I dunno, Dan. Lately it seems that JMS both trimmed his beard and took off his sci-fi writer cowboy hat. My main problem with him now is that he looks like your friend's annoying dad who tries to be your best friend.

"I think Superman and his like can be used metaphorically to deal with certain real world issues. For example, futurism, etc"

In what sense is "futurism" a "real world issue"?

In the sense that the future is coming and we have to figure out how we're going to deal with it. How isn't the future a real world thing?
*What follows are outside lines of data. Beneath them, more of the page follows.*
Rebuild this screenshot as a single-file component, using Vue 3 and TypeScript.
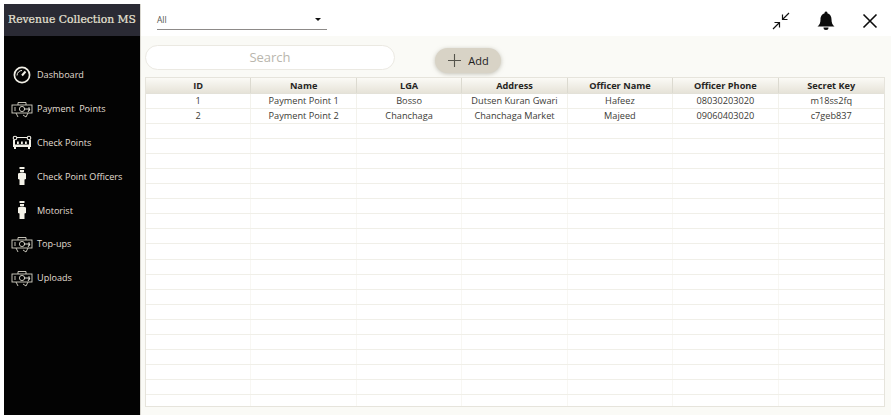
<script setup lang="ts">
type IconName = 'gauge' | 'money' | 'sofa' | 'officer'
const menu: { label: string; icon: IconName }[] = [
  { label: 'Dashboard', icon: 'gauge' },
  { label: 'Payment  Points', icon: 'money' },
  { label: 'Check Points', icon: 'sofa' },
  { label: 'Check Point Officers', icon: 'officer' },
  { label: 'Motorist', icon: 'officer' },
  { label: 'Top-ups', icon: 'money' },
  { label: 'Uploads', icon: 'money' },
]
const columns = ['ID', 'Name', 'LGA', 'Address', 'Officer Name', 'Officer Phone', 'Secret Key']
const rows = [
  ['1', 'Payment Point 1', 'Bosso', 'Dutsen Kuran Gwari', 'Hafeez', '08030203020', 'm18ss2fq'],
  ['2', 'Payment Point 2', 'Chanchaga', 'Chanchaga Market', 'Majeed', '09060403020', 'c7geb837'],
]
const emptyRows = Array.from({ length: 19 }, (_, i) => i)
</script>

<template>
  <div class="page">
    <aside class="sidebar">
      <div class="brand">Revenue Collection MS</div>
      <nav class="menu">
        <div v-for="item in menu" :key="item.label" class="menu-item">
          <span class="icon-box">
            <svg v-if="item.icon === 'gauge'" width="20" height="20" viewBox="0 0 20 20" fill="none" stroke="#f1efe6" stroke-width="1.7">
              <circle cx="10" cy="10" r="7.6" />
              <path d="M10 10.5 13.5 6.5" stroke-width="2" />
              <path d="M5 10.5a5 5 0 0 1 5-5" stroke-width="1" />
            </svg>
            <svg v-else-if="item.icon === 'money'" width="22" height="18" viewBox="0 0 22 18" fill="none" stroke="#d8d5c8" stroke-width=".9">
              <rect x="1" y="5" width="20" height="8" />
              <circle cx="11" cy="9" r="2.6" />
              <path d="M7 5V2.500h8V5M4 7v4M18 7v4M5 13l2 4M17 13l-2 4l-3-2" />
              <path d="M13 9h6l-2 3" stroke="#f1efe6" />
            </svg>
            <svg v-else-if="item.icon === 'sofa'" width="20" height="14" viewBox="0 0 20 14" fill="#f1efe6">
              <circle cx="3" cy="3" r="1.800" fill="none" stroke="#f1efe6" stroke-width="1.100" />
              <circle cx="17" cy="3" r="1.800" fill="none" stroke="#f1efe6" stroke-width="1.100" />
              <path d="M5 2h10v1H5ZM1 5h2v6H1ZM17 5h2v6h-2Z" />
              <path d="M5 6.500h1.800v2.500H5ZM9 6.500h1.800v2.500H9ZM13 6.500h1.800v2.500H13Z" />
              <path d="M1 9.500h18V12H1ZM2 12h2v2H2ZM16 12h2v2h-2Z" />
            </svg>
            <svg v-else width="10" height="20" viewBox="0 0 10 20" fill="#f4f2e8">
              <path d="M2.500 1h5v2h-5ZM3 4h4v2H3Z" />
              <path d="M1 7.500 4 6.500h2l3 1V13L7.500 13.500V19h-5v-5.500L1 13Z" />
            </svg>
          </span>
          <span class="menu-label">{{ item.label }}</span>
        </div>
      </nav>
    </aside>

    <main class="content">
      <header class="topbar">
        <div class="select">
          <span>All</span>
          <i class="caret"></i>
        </div>
        <div class="actions">
          <svg width="20" height="20" viewBox="0 0 20 20" fill="none" stroke="#111" stroke-width="1.200">
            <path d="M18 2 11.500 8.500M11.500 3.500v5h5M2 18l6.500-6.500M3.500 11.500h5v5" />
          </svg>
          <svg width="20" height="20" viewBox="0 0 20 20" fill="#0c0c0c">
            <path d="M10 .5a1.400 1.400 0 0 1 1.400 1.700C14.500 3 15.500 6 15.500 8.500c0 3.500 1 5.500 3 7h-17c2-1.500 3-3.500 3-7 0-2.500 1-5.500 4.100-6.300A1.400 1.400 0 0 1 10 .5Z" />
            <path d="M7.500 16.500h5a2.500 2.500 0 0 1-5 0Z" />
          </svg>
          <svg width="18" height="18" viewBox="0 0 18 18" fill="none" stroke="#0c0c0c" stroke-width="1.600">
            <path d="M2.500 2.500 15.500 15.500M15.500 2.500 2.500 15.500" />
          </svg>
        </div>
      </header>

      <section class="body">
        <div class="tools">
          <div class="search">Search</div>
          <button class="add" type="button">
            <svg width="15" height="15" viewBox="0 0 15 15" fill="none" stroke="#55544c" stroke-width="1.100">
              <path d="M7.500 1v13M1 7.500h13" />
            </svg>
            <span>Add</span>
          </button>
        </div>

        <div class="table">
          <div class="row head">
            <div v-for="c in columns" :key="c" class="cell">{{ c }}</div>
          </div>
          <div v-for="r in rows" :key="r[0]" class="row">
            <div v-for="(v, i) in r" :key="i" class="cell">{{ v }}</div>
          </div>
          <div v-for="n in emptyRows" :key="n" class="row empty">
            <div v-for="c in columns" :key="c" class="cell"></div>
          </div>
        </div>
      </section>
    </main>
  </div>
</template>

<style>
html, body { margin: 0; background: #fff; }
</style>

<style scoped>
.page {
  width: 891px;
  height: 417px;
  display: flex;
  box-sizing: border-box;
  padding: 4px 0 2px 4px;
  font-family: "Open Sans", "Noto Sans", sans-serif;
  overflow: hidden;
}
.sidebar {
  width: 136px;
  flex: none;
  background: #030303;
  border-right: 1px solid #d9d7d0;
  display: flex;
  flex-direction: column;
}
.brand {
  height: 32px;
  background: #2a2a34;
  color: #e8e4d6;
  font-family: "DejaVu Serif", serif;
  font-size: 10.800px;
  line-height: 32px;
  text-align: center;
  white-space: nowrap;
  -webkit-text-stroke: .2px #e8e4d6;
}
.menu {
  padding-top: 22px;
  display: flex;
  flex-direction: column;
  gap: 0;
}
.menu-item {
  height: 33.800px;
  display: flex;
  align-items: center;
  color: #e2dfd3;
  font-size: 9.100px;
  white-space: pre;
}
.icon-box {
  width: 33px;
  flex: none;
  display: flex;
  justify-content: center;
  padding-left: 3px;
  box-sizing: border-box;
}
.content {
  flex: 1;
  display: flex;
  flex-direction: column;
  min-width: 0;
}
.topbar {
  height: 32px;
  flex: none;
  background: #fff;
  display: flex;
  align-items: center;
  justify-content: space-between;
  padding: 0 12px 0 16px;
}
.select {
  width: 170px;
  height: 19px;
  margin-top: 1px;
  box-sizing: border-box;
  border-bottom: 1px solid #8d8a88;
  display: flex;
  align-items: center;
  justify-content: space-between;
  padding: 0 6px 2px 0;
  font-size: 8.500px;
  color: #55544f;
}
.caret {
  width: 0;
  height: 0;
  border: 3px solid transparent;
  border-top: 3px solid #111;
  border-bottom: 0;
}
.actions {
  display: flex;
  align-items: center;
  gap: 25px;
  margin-top: 1px;
}
.body {
  flex: 1;
  background: #fafaf6;
  padding: 9px 6px 8px 4px;
  display: flex;
  flex-direction: column;
  min-height: 0;
}
.tools {
  height: 32px;
  flex: none;
  display: flex;
  align-items: flex-start;
}
.search {
  width: 250px;
  height: 25px;
  box-sizing: border-box;
  border: 1px solid #ebe9e2;
  border-radius: 13px;
  background: #fff;
  color: #b9b6ad;
  font-size: 13px;
  line-height: 23px;
  text-align: center;
}
.add {
  margin: 3px 0 0 40px;
  width: 66px;
  height: 25px;
  border: 0;
  border-radius: 13px;
  background: #d8d3c6;
  box-shadow: 0 1px 4px rgba(150, 145, 130, .55);
  color: #22211d;
  font-family: inherit;
  font-size: 11px;
  display: flex;
  align-items: center;
  justify-content: center;
  gap: 6px;
  padding: 0;
}
.table {
  flex: 1;
  width: 740px;
  box-sizing: border-box;
  background: #fff;
  border: 1px solid #e6e4dc;
  overflow: hidden;
}
.row {
  display: grid;
  grid-template-columns: repeat(7, 1fr);
  height: 15.050px;
  box-sizing: border-box;
  border-bottom: 1px solid #f0efe8;
}
.row.head {
  height: 16px;
  background: linear-gradient(#fbfaf6, #e6e3d8);
  border-bottom: 1px solid #e3e1d8;
}
.cell {
  border-right: 1px solid #f3f2ec;
  font-size: 9.200px;
  line-height: 13px;
  text-align: center;
  color: #3c3b36;
  white-space: nowrap;
}
.row.empty .cell { border-right-color: #f8f7f3; }
.row.head .cell {
  font-weight: 700;
  font-size: 9.200px;
  line-height: 15px;
  color: #26251f;
  border-right-color: #dcdad0;
}
.cell:last-child { border-right: 0; }
</style>
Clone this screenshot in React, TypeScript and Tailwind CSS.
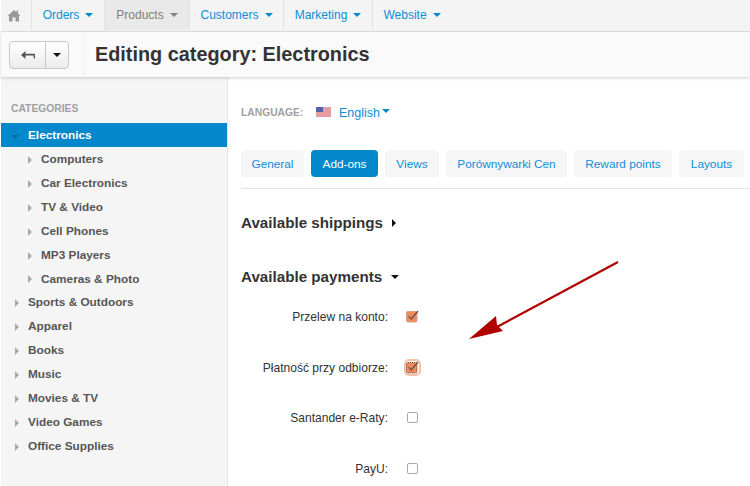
import React from "react";

const Caret = ({ c = "#0388cc", dir = "down" }: { c?: string; dir?: string }) => (
  <span
    className="inline-block"
    style={
      dir === "down"
        ? { borderLeft: "4px solid transparent", borderRight: "4px solid transparent", borderTop: `4px solid ${c}` }
        : { borderTop: "4px solid transparent", borderBottom: "4px solid transparent", borderLeft: `4px solid ${c}` }
    }
  />
);

const navItems: [string, number, boolean?, boolean?][] = [
  ["Orders", 73],
  ["Products", 85, true],
  ["Customers", 94],
  ["Marketing", 89],
  ["Website", 78, false, true],
];

const subCats = ["Computers", "Car Electronics", "TV & Video", "Cell Phones", "MP3 Players", "Cameras & Photo"];
const topCats = ["Sports & Outdoors", "Apparel", "Books", "Music", "Movies & TV", "Video Games", "Office Supplies"];
const tabs: [string, number, boolean?][] = [
  ["General", 63],
  ["Add-ons", 67, true],
  ["Views", 54],
  ["Porównywarki Cen", 121],
  ["Reward points", 98],
  ["Layouts", 65],
];

const Check = ({ focus }: { focus?: boolean }) => (
  <span
    className={
      focus
        ? "flex h-[17px] w-[17px] items-center justify-center rounded-[5px] border-2 border-[#f9bfa5] bg-white"
        : "flex h-[17px] w-[17px] items-center justify-center"
    }
  >
    <svg width="13" height="13" viewBox="0 0 13 13" className="shrink-0">
      <rect x="0.5" y="1.5" width="10.5" height="10.5" rx="1.5" fill="#f08a5d" stroke={focus ? "#5a3a2c" : "#dc9c80"} strokeDasharray={focus ? "1 1" : undefined} />
      <path d="M2.8 6.4 L5.2 9 L12 1" fill="none" stroke="#6a5048" strokeWidth="1.3" />
    </svg>
  </span>
);

const Empty = () => (
  <span className="flex h-[17px] w-[17px] items-center justify-center">
    <span className="block h-[11px] w-[11px] rounded-[2px] border border-[#a8a8a8] bg-white" />
  </span>
);

const payments: [string, React.ReactNode][] = [
  ["Przelew na konto:", <Check />],
  ["Płatność przy odbiorze:", <Check focus />],
  ["Santander e-Raty:", <Empty />],
  ["PayU:", <Empty />],
];

export default function App() {
  return (
    <div
      className="relative h-[486px] w-[750px] overflow-hidden bg-white pl-[1px]"
      style={{ fontFamily: '"Liberation Sans", Arial, sans-serif' }}
    >
      <nav className="flex h-[32px] items-stretch border-b border-[#e2e2e2] bg-[#f4f4f4] pb-[1px] text-[12px] leading-[30px]">
        <div className="flex w-[31px] items-center justify-center border-r border-[#e3e3e3] pr-[4px]">
          <svg width="14" height="13" viewBox="0 0 14 13" fill="#999">
            <path d="M7 1 L0.5 7 L2 7 L2 12.5 L5.5 12.5 L5.5 8.5 L8.5 8.5 L8.5 12.5 L12 12.5 L12 7 L13.5 7 L11 4.6 L11 1.5 L9.5 1.5 L9.5 3.2 Z" />
          </svg>
        </div>
        {navItems.map(([t, w, active, last]) => (
          <div
            key={t}
            className={`flex items-center justify-center gap-[6px] ${last ? "" : "border-r border-[#e3e3e3]"} ${active ? "bg-[#e9e9e9] text-[#808080]" : "text-[#0d8ed6]"}`}
            style={{ width: w }}
          >
            <span>{t}</span>
            <Caret c={active ? "#808080" : "#0388cc"} />
          </div>
        ))}
      </nav>
      <header className="relative z-10 flex h-[45px] items-center bg-[#fafafa] pl-[8px] shadow-[0_1px_3px_rgba(0,0,0,0.2)]">
        <div className="flex h-[28px] w-[60px] rounded-[4px] border border-[#c8c8c8] bg-gradient-to-b from-white to-[#ececec]">
          <div className="flex w-[36px] items-center justify-center border-r border-[#c8c8c8]">
            <svg width="14" height="10" viewBox="0 0 14 10" fill="#555">
              <path d="M0 5 L4.5 1 L4.5 3.8 L14 3.8 L14 8.5 L12.6 8.5 L12.6 5.6 L4.5 5.6 L4.5 9 Z" />
            </svg>
          </div>
          <div className="flex flex-1 items-center justify-center">
            <Caret c="#111" />
          </div>
        </div>
        <div className="ml-[14px] h-[44px] border-l border-[#f0f0f0]" />
        <h1 className="ml-[11px] pt-[1px] text-[19.85px] font-bold text-[#333]">Editing category: Electronics</h1>
      </header>
      <div className="flex h-[409px]">
        <aside className="w-[227px] shrink-0 border-r border-[#e6e6e6] bg-[#f5f5f5] pt-[25px] text-[11.8px] font-bold text-[#555]">
          <div className="mb-[7px] pl-[10px] text-[10.3px] leading-[14px] text-[#a0a0a0]">CATEGORIES</div>
          <div className="flex h-[24px] items-center bg-[#0388cc] pl-[10px] pt-[2px] text-white">
            <span className="w-[17px]">
              <Caret c="#046aa0" />
            </span>
            Electronics
          </div>
          {subCats.map((c) => (
            <div key={c} className="flex h-[23.9px] items-center pl-[27px] pt-[2px]">
              <span className="flex w-[13px]">
                <Caret c="#aaa" dir="right" />
              </span>
              {c}
            </div>
          ))}
          {topCats.map((c) => (
            <div key={c} className="flex h-[23.9px] items-center pl-[14px] pt-[2px]">
              <span className="flex w-[13px]">
                <Caret c="#aaa" dir="right" />
              </span>
              {c}
            </div>
          ))}
        </aside>
        <main className="flex-1 pl-[13px] pt-[28px]">
          <div className="flex h-[16px] items-center">
            <span className="w-[75px] text-[10.3px] font-bold text-[#a0a0a0]">LANGUAGE:</span>
            <svg width="15" height="10" viewBox="0 0 15 10" className="-mt-[2px]">
              <rect width="15" height="10" fill="#f2f2f2" />
              <path d="M0 1h15M0 3h15M0 5h15M0 7h15M0 9h15" stroke="#e0474c" strokeWidth="1" />
              <rect width="7" height="5" fill="#5560b0" />
            </svg>
            <span className="ml-[8px] text-[12.5px] text-[#0d8ed6]">English</span>
            <span className="ml-[2px] -mt-[4px] flex">
              <Caret />
            </span>
          </div>
          <div className="mt-[29px] flex h-[39px] gap-[7px] border-b border-[#e2e2e2]">
            {tabs.map(([t, w, active]) => (
              <div
                key={t}
                className={`flex h-[27px] items-center justify-center rounded-[4px] pt-[2px] text-[11.8px] ${active ? "bg-[#0388cc] text-white" : "bg-[#f6f6f6] text-[#0d8ed6]"}`}
                style={{ width: w }}
              >
                {t}
              </div>
            ))}
          </div>
          <h2 className="mt-[24px] flex h-[20px] items-center gap-[9px] text-[15.2px] font-bold text-[#333]">
            Available shippings <Caret c="#111" dir="right" />
          </h2>
          <h2 className="mt-[34px] flex h-[20px] items-center gap-[9px] text-[15.2px] font-bold text-[#333]">
            Available payments <Caret c="#111" />
          </h2>
          <div className="pt-[9px]">
            {payments.map(([label, box], i) => (
              <div key={i} className="flex h-[50.5px] items-start pt-[12px]">
                <span className="w-[147px] pt-[1px] text-right text-[12.05px] leading-[16px] text-[#333]">{label}</span>
                <span className="ml-[16px]">{box}</span>
              </div>
            ))}
          </div>
        </main>
      </div>
      <svg className="absolute left-[465px] top-[258px]" width="160" height="85" viewBox="0 0 160 85">
        <path d="M153 4 L30 70" stroke="#b00000" strokeWidth="2.2" fill="none" />
        <path d="M4 81 L31 58 L32 67 L38 73 Z" fill="#b00000" />
      </svg>
    </div>
  );
}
It's this kind of attitude that makes the 'issues' dealt with in superhero comics nothing but child molestation and drugs, and maybe impotence, if we're lucky.

There are real world people who are futurists? At some point Superman had vague connections to 1930s futurism (Kryptonians as Super-evolved humans), so you could turn the next HyperCrisis into a metaphorical story of man's troubled relationship with the Modern Project in Postmodern times.

I should add that I think Superheroes are too obsolete and Modernist as concepts to be very useful for exploring actual, current futurist issues.

Yeah, heroism is SO last century.

Ellis has been unreadable in recent years, ESPECIALLY his Astonishing X-men run. Ghost Box was absolutely garbage all over.

Trust me, Tucker. fod_xp is a problem. Delete him now. You don't want him a regular at your blog.

omg...you're associating and mistaken two different words-future and futurism. look into it,jesus..i can hardly see how you can relate the concept of futurism with the world's real issues..god, if you were talking about terorism, discrimination, poverty,etc i would've understood.

I dunno, I wouldn't consider being called "The Dennis Leary of comic reviewing" to be an insult of any sort.

GOD

uh preparing for the upcoming future is a real world problem. just because sci-fi is for nerds doesn't mean humanity should pretend the future is not coming. and i'd rather see superheroes being used to deal with that sort of issue than stories about superman having liberal guilt.

I would, Chris. Leary is smug and unfunny.